Next Steps - Document Processing & Rate Extraction¶
Last updated: 2026-01-06
Current Status¶
Document Processing Progress¶
| Status | Count | Percentage |
|---|---|---|
| completed | 1,349 | 26.5% |
| needs_review | 2,092 | 41.1% |
| pending | 862 | 16.9% |
| failed | 782 | 15.4% |
| Total | 5,085 | 100% |
Rate Extraction Progress¶
- Total rates extracted: 14,788
- Batch 0 results: 96/100 docs succeeded, 1,858 rates extracted
- Average rates per doc: ~19
What Was Completed This Session¶
1. Extended OCR Service (src/workers/ocr_service.py)¶
Added support for non-image formats:
- .docx - python-docx library
- .doc - antiword/catdoc/LibreOffice fallback
- .xlsx - openpyxl library
- .xls - xlrd library
- .txt - direct file read
2. Marked Empty Files as Failed¶
332 documents with 0 bytes (failed Airtable downloads) marked as failed with error message.
3. Fixed Rate Extractor (src/workers/rate_extractor.py)¶
- Increased
CLAUDE_MAX_TOKENSfrom 4096 → 16384 (was truncating JSON) - Increased API timeout from 60s → 180s
- Fixed JSON parsing regex (was non-greedy, breaking nested JSON)

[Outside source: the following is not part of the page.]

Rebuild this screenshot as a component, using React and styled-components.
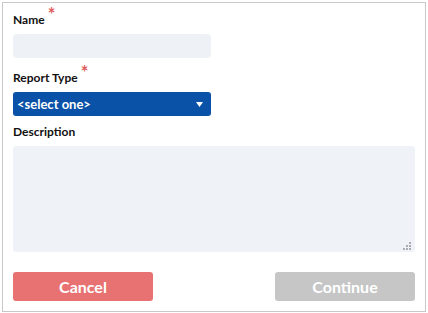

- Added balanced brace extraction for complex nested JSON
- Fixed .env loading with explicit
load_dotenv()
4. Generated Processing Batches¶
9 batch files created in batches/:
- batch_0000.json through batch_0007.json: 100 docs each
- batch_0008.json: 10 docs
5. Started Batch Processing¶
- Batch 0000: ✅ Completed
- Batch 0001: 🔄 Running (check
logs/batch_0001.log) - Batches 0002-0008: ⏳ Pending
Immediate Next Steps¶
1. Continue Batch Processing¶
DuckDB only supports single writer, so run batches sequentially:
# Check if current batch finished
tail -20 logs/batch_0001.log
# When done, start next batch
source ~/.pyenv/versions/nominates/bin/activate
nohup python3 -u src/workers/document_processor.py --batch-file batches/batch_0002.json > logs/batch_0002.log 2>&1 &
# Continue for batches 0003-0008
2. Monitor Progress¶
# Check document status
python3 -c "
import duckdb
conn = duckdb.connect('db/cbradio.db', read_only=True)
print(conn.execute('''
SELECT extraction_status, COUNT(*)
FROM document
GROUP BY 1
ORDER BY 2 DESC
''').fetchall())
conn.close()
"
# Check rate count
python3 -c "
import duckdb
conn = duckdb.connect('db/cbradio.db', read_only=True)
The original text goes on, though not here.